I remember liking “Change” because it was the obligatory posse track. Prop not so subtlety announced the name of his next album and that he had already started writing for it on his verse of this song. Going back, the line, “Hope that God will use me to leave bruises on the bougie” sounds like a self fulfilling prophecy. Propaganda has definitely done that over the past ten years. It’s funny going back because you can see a thread of consistency in Prop’s work. his song “Beautiful Pain,” wouldn’t be the last time that he would write about the beauty that can be found in pain. This song is still a must listen. Next is my favorite song on the album, “Dig.” I absolutely loved this record when I first heard it, it was my go to song in college. When it was time to study for exams or finish an eight hour shift I just didn’t have the energy for, I turned to this song to dig deep and do what needed to be done. Propaganda’s words and Odd Thomas’ instrumentation got me through some tough times and I will forever be grateful to them for it.

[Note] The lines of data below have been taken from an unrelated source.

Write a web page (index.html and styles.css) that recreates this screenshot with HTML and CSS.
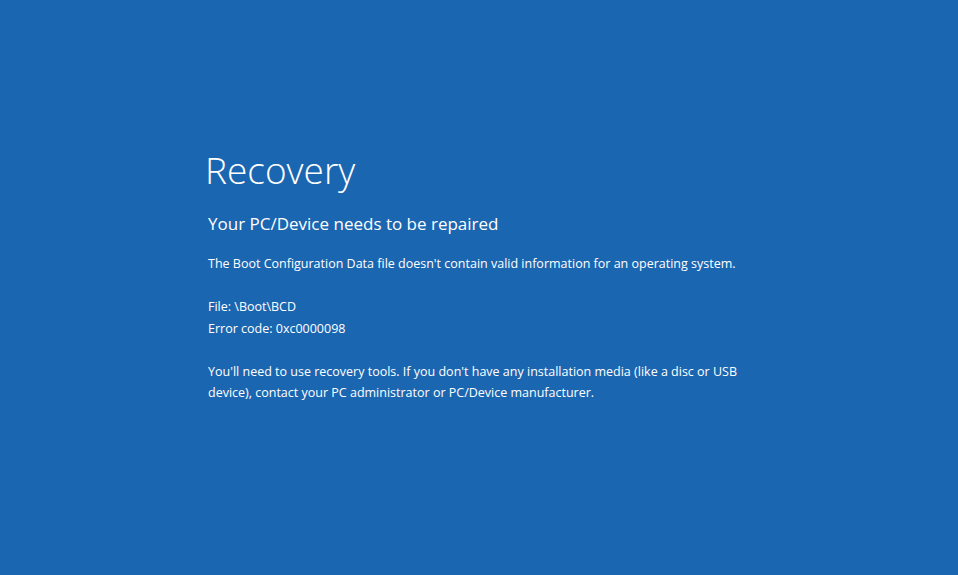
FILE: index.html
```html
<!DOCTYPE html>
<html lang="en">
<head>
  <meta charset="UTF-8">
  <meta name="viewport" content="width=device-width, initial-scale=1.0">
  <title>Recovery</title>
  <link rel="stylesheet" href="styles.css">
</head>
<body>
  <div class="pantalla">
    <h1 class="titulo">Recovery</h1>
    <h2 class="subtitulo">Your PC/Device needs to be repaired</h2>
    <p class="texto">The Boot Configuration Data file doesn't contain valid information for an operating system.</p>
    <p class="texto">File: \Boot\BCD<br>Error code: 0xc0000098</p>
    <p class="texto">You'll need to use recovery tools. If you don't have any installation media (like a disc or USB<br>device), contact your PC administrator or PC/Device manufacturer.</p>
  </div>
</body>
</html>
```

FILE: styles.css
```css
body {
  margin: 0;
  padding: 0;
  background-color: #1b66b1;
  font-family: 'Open Sans', sans-serif;
  color: #fff;
}

.pantalla {
  width: 958px;
  height: 575px;
  box-sizing: border-box;
  padding: 145px 0 0 208px;
}

.titulo {
  font-weight: 300;
  font-size: 37px;
  line-height: 50px;
  margin: 0 0 0 -3px;
}

.subtitulo {
  font-weight: 400;
  font-size: 17px;
  line-height: 26px;
  margin: 16px 0 16px;
}

.texto {
  font-size: 12.5px;
  line-height: 21.5px;
  margin: 0 0 21.5px;
}
```
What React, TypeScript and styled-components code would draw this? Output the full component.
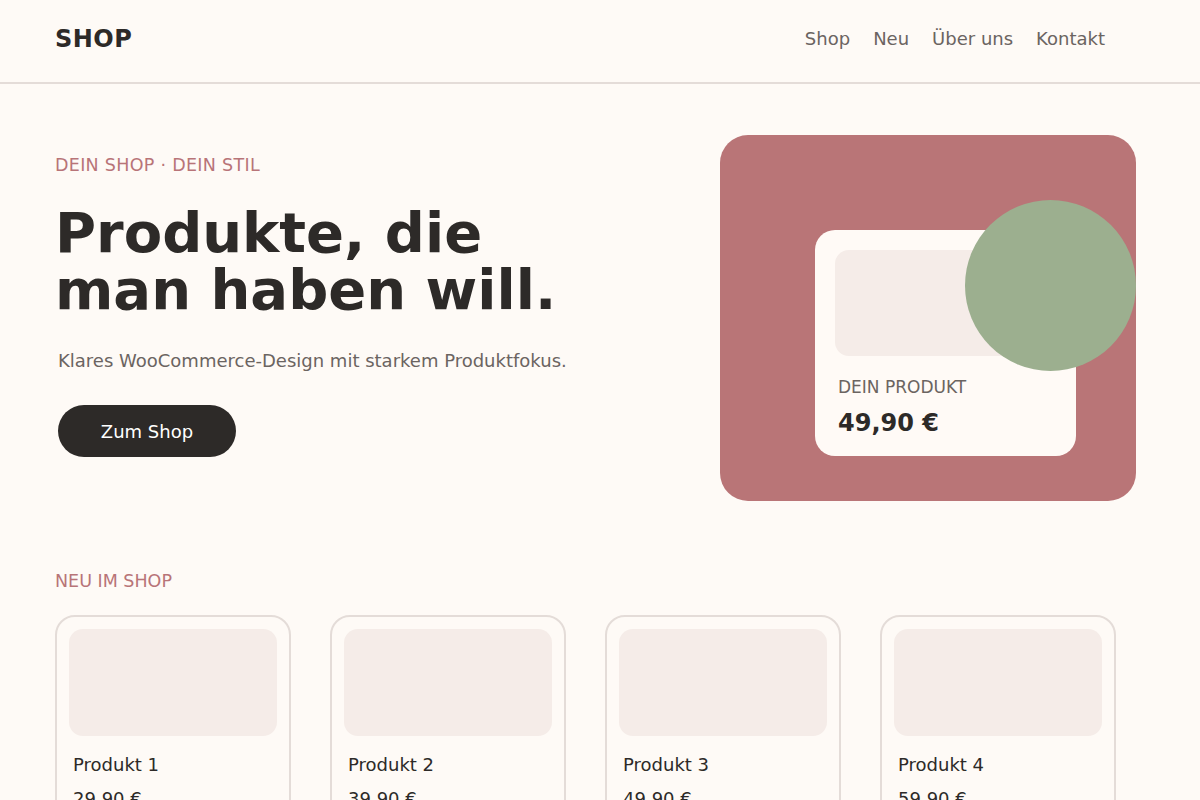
import React from "react";
import styled, { createGlobalStyle } from "styled-components";

const Global = createGlobalStyle`
  html, body { margin: 0; padding: 0; background: #fefaf6; }
  body { font-family: "DejaVu Sans", Verdana, sans-serif; color: #2d2a28; }
  * { box-sizing: border-box; }
`;

const Header = styled.header`
  height: 84px;
  border-bottom: 2px solid #e4dcd8;
  display: flex;
  align-items: center;
  justify-content: space-between;
  padding: 0 95px 5px 55px;
`;

const Logo = styled.div`
  font-size: 24px;
  font-weight: 700;
  letter-spacing: 0.5px;
  color: #2d2a28;
`;

const Nav = styled.nav`
  display: flex;
  gap: 23px;
`;

const NavLink = styled.a`
  font-size: 18px;
  color: #6b6461;
  text-decoration: none;
`;

const Hero = styled.section`
  display: flex;
  justify-content: space-between;
  padding: 51px 64px 0 55px;
`;

const HeroText = styled.div`
  display: flex;
  flex-direction: column;
  padding-top: 20px;
`;

const Eyebrow = styled.div`
  font-size: 17.5px;
  color: #b87478;
  letter-spacing: 0.3px;
`;

const Title = styled.h1`
  margin: 29px 0 0;
  font-size: 56px;
  line-height: 57px;
  font-weight: 700;
  color: #2d2a28;
`;

const Lead = styled.p`
  margin: 32px 0 0 3px;
  font-size: 18px;
  color: #6b6461;
`;

const Button = styled.a`
  margin: 34px 0 0 3px;
  width: 178px;
  height: 52px;
  border-radius: 26px;
  background: #2d2a28;
  color: #ffffff;
  font-size: 18px;
  display: flex;
  align-items: center;
  justify-content: center;
  text-decoration: none;
`;

const Visual = styled.div`
  position: relative;
  width: 416px;
  height: 366px;
  border-radius: 28px;
  background: #b97577;
  display: flex;
  align-items: flex-start;
  padding: 95px 0 0 95px;
  overflow: hidden;
`;

const ProductCard = styled.div`
  width: 261px;
  height: 226px;
  border-radius: 20px;
  background: #fffaf6;
  padding: 20px 20px 0 20px;
  display: flex;
  flex-direction: column;
`;

const ProductImage = styled.div`
  height: 106px;
  border-radius: 14px;
  background: #f5ece8;
`;

const ProductLabel = styled.div`
  margin: 21px 0 0 3px;
  font-size: 17px;
  color: #6b6461;
`;

const ProductPrice = styled.div`
  margin: 12px 0 0 3px;
  font-size: 24px;
  font-weight: 700;
  color: #2d2a28;
`;

const Circle = styled.div`
  position: absolute;
  left: 245px;
  top: 65px;
  width: 171px;
  height: 171px;
  border-radius: 50%;
  background: #9caf8f;
`;

const Section = styled.section`
  padding: 70px 0 0 55px;
`;

const SectionTitle = styled.div`
  font-size: 17.5px;
  color: #b87478;
`;

const Grid = styled.div`
  margin-top: 24px;
  display: grid;
  grid-template-columns: repeat(4, 236px);
  gap: 39px;
`;

const Card = styled.div`
  border: 2px solid #e4dcd8;
  border-radius: 20px;
  padding: 12px 12px 20px;
  height: 260px;
`;

const CardImage = styled.div`
  height: 107px;
  border-radius: 14px;
  background: #f5ece8;
`;

const CardName = styled.div`
  margin: 18px 0 0 4px;
  font-size: 18px;
  color: #2d2a28;
`;

const CardPrice = styled.div`
  margin: 13px 0 0 4px;
  font-size: 18px;
  color: #2d2a28;
`;

const products = [
  { name: "Produkt 1", price: "29,90 €" },
  { name: "Produkt 2", price: "39,90 €" },
  { name: "Produkt 3", price: "49,90 €" },
  { name: "Produkt 4", price: "59,90 €" },
];

export default function App() {
  return (
    <>
      <Global />
      <Header>
        <Logo>SHOP</Logo>
        <Nav>
          <NavLink>Shop</NavLink>
          <NavLink>Neu</NavLink>
          <NavLink>Über uns</NavLink>
          <NavLink>Kontakt</NavLink>
        </Nav>
      </Header>
      <Hero>
        <HeroText>
          <Eyebrow>DEIN SHOP · DEIN STIL</Eyebrow>
          <Title>
            Produkte, die
            <br />
            man haben will.
          </Title>
          <Lead>Klares WooCommerce-Design mit starkem Produktfokus.</Lead>
          <Button>Zum Shop</Button>
        </HeroText>
        <Visual>
          <ProductCard>
            <ProductImage />
            <ProductLabel>DEIN PRODUKT</ProductLabel>
            <ProductPrice>49,90 €</ProductPrice>
          </ProductCard>
          <Circle />
        </Visual>
      </Hero>
      <Section>
        <SectionTitle>NEU IM SHOP</SectionTitle>
        <Grid>
          {products.map((p) => (
            <Card key={p.name}>
              <CardImage />
              <CardName>{p.name}</CardName>
              <CardPrice>{p.price}</CardPrice>
            </Card>
          ))}
        </Grid>
      </Section>
    </>
  );
}
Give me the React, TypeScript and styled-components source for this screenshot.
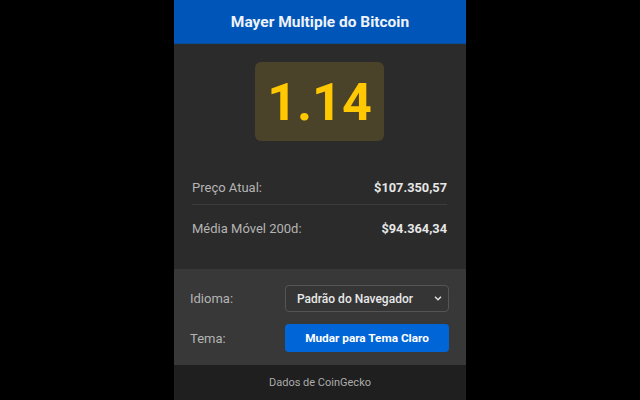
import React from "react";
import styled, { createGlobalStyle } from "styled-components";

const Global = createGlobalStyle`
  html, body { margin: 0; padding: 0; background: #000; }
  body { font-family: Roboto, "Liberation Sans", sans-serif; }
  * { box-sizing: border-box; }
`;

const Popup = styled.div`
  width: 292px;
  height: 400px;
  margin: 0 auto;
  display: flex;
  flex-direction: column;
  background: #2b2b2b;
`;

const Header = styled.header`
  height: 44px;
  background: #0055b8;
  border-bottom: 1px solid #0a4a96;
  display: flex;
  align-items: center;
  justify-content: center;
`;

const Title = styled.h1`
  margin: 0;
  font-size: 15.5px;
  font-weight: 700;
  color: #eef3fb;
`;

const Main = styled.main`
  flex: 1;
  padding: 18px 19px 0 18px;
  display: flex;
  flex-direction: column;
  align-items: stretch;
`;

const ValueBox = styled.div`
  align-self: center;
  width: 129px;
  height: 79px;
  border-radius: 6px;
  background: #4a4229;
  display: flex;
  align-items: center;
  justify-content: center;
  color: #ffc800;
  font-size: 52px;
  font-weight: 700;
  line-height: 1;
  padding-top: 2px;
`;

const Stats = styled.div`
  margin-top: 31px;
  display: flex;
  flex-direction: column;
  gap: 8px;
`;

const StatRow = styled.div<{ $divider?: boolean }>`
  display: flex;
  justify-content: space-between;
  align-items: center;
  padding: 8px 0;
  line-height: 16px;
  border-bottom: ${(p) => (p.$divider ? "1px solid #3c3c3c" : "none")};
`;

const StatLabel = styled.span`
  font-size: 13px;
  color: #b4b4b4;
`;

const StatValue = styled.span`
  font-size: 12.8px;
  font-weight: 700;
  color: #e6e6e6;
`;

const Settings = styled.section`
  height: 96px;
  background: #383838;
  padding: 16px 17px 0 16px;
  display: grid;
  grid-template-columns: 95px 1fr;
  grid-auto-rows: min-content;
  row-gap: 12px;
  align-items: center;
`;

const SettingLabel = styled.label`
  font-size: 13px;
  color: #b4b4b4;
`;

const SelectWrap = styled.div`
  position: relative;
`;

const Select = styled.select`
  width: 100%;
  height: 27px;
  appearance: none;
  background: #353535;
  border: 1px solid #555;
  border-radius: 4px;
  color: #e8e8e8;
  font-family: Roboto, "Liberation Sans", sans-serif;
  font-size: 12px;
  font-weight: 500;
  padding: 0 11px;
  outline: none;
`;

const Chevron = styled.svg`
  position: absolute;
  right: 7px;
  top: 11px;
  pointer-events: none;
`;

const Button = styled.button`
  width: 100%;
  height: 28px;
  border: none;
  border-radius: 4px;
  background: #0066d8;
  color: #fff;
  font-family: Roboto, "Liberation Sans", sans-serif;
  font-size: 11.8px;
  font-weight: 700;
  cursor: pointer;
`;

const Footer = styled.footer`
  height: 35px;
  background: #1f1f1f;
  display: flex;
  align-items: center;
  justify-content: center;
  font-size: 11px;
  color: #ababab;
`;

export default function App() {
  return (
    <>
      <Global />
      <Popup>
        <Header>
          <Title>Mayer Multiple do Bitcoin</Title>
        </Header>
        <Main>
          <ValueBox>1.14</ValueBox>
          <Stats>
            <StatRow $divider>
              <StatLabel>Preço Atual:</StatLabel>
              <StatValue>$107.350,57</StatValue>
            </StatRow>
            <StatRow>
              <StatLabel>Média Móvel 200d:</StatLabel>
              <StatValue>$94.364,34</StatValue>
            </StatRow>
          </Stats>
        </Main>
        <Settings>
          <SettingLabel>Idioma:</SettingLabel>
          <SelectWrap>
            <Select defaultValue="auto">
              <option value="auto">Padrão do Navegador</option>
              <option value="pt">Português</option>
              <option value="en">English</option>
            </Select>
            <Chevron width="8" height="5" viewBox="0 0 8 5">
              <path d="M1 0.8l3 3 3-3" fill="none" stroke="#e0e0e0" strokeWidth="1.5" />
            </Chevron>
          </SelectWrap>
          <SettingLabel>Tema:</SettingLabel>
          <Button>Mudar para Tema Claro</Button>
        </Settings>
        <Footer>Dados de CoinGecko</Footer>
      </Popup>
    </>
  );
}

I wasn’t booed up when “Como Se Dice” dropped, so it flew over my head back then. That was during a time when I didn’t want to listen to the love songs. Coming back to this song, I appreciate Prop wandering in and out of English and Spanish trying to find the right words to express how much he loves his wife. The title track, “Art Ambidextrious,” is still as dope as ever as Prop talked about bringing art from the other hand with “Powerful brush strokes from the Son of Man.” I love the homage he paid to Citizen Aim, Prop never fails to acknowledge the homies that are no longer here with him. When I first heard this song, I thought that he was talking about bringing art from a different perspective, and I suspect that is true. Now I feel like it was a double entendre because he could have also been talking about how he blends poetry and rap. He said that this was “The mic and the canvas” and I think this song summed up his approach and album quite nicely.
In conclusion, the album still slaps all these years later. Propaganda’s following has exploded since the ‘Art Ambidextrious’ days and I’m sure some of his newer fans have never heard this project. They need to do their ears a favor and go check this album out, which is available on streaming platforms. If you traced a thread from this project to ‘Nothing But A Word,’ you’ll see nothing but consistency. Propaganda has been talking about social ills, telling the inner stories that get overlooked, and touching subjects during a time when it was unpopular to do so. Propaganda is an artist for the people and he continues to use his tools of poetry and hip hop to give whoever will listen, his art “from the other hand.” Go ahead and run the streams for this project up and show Propaganda that his music is just as potent then as it is now.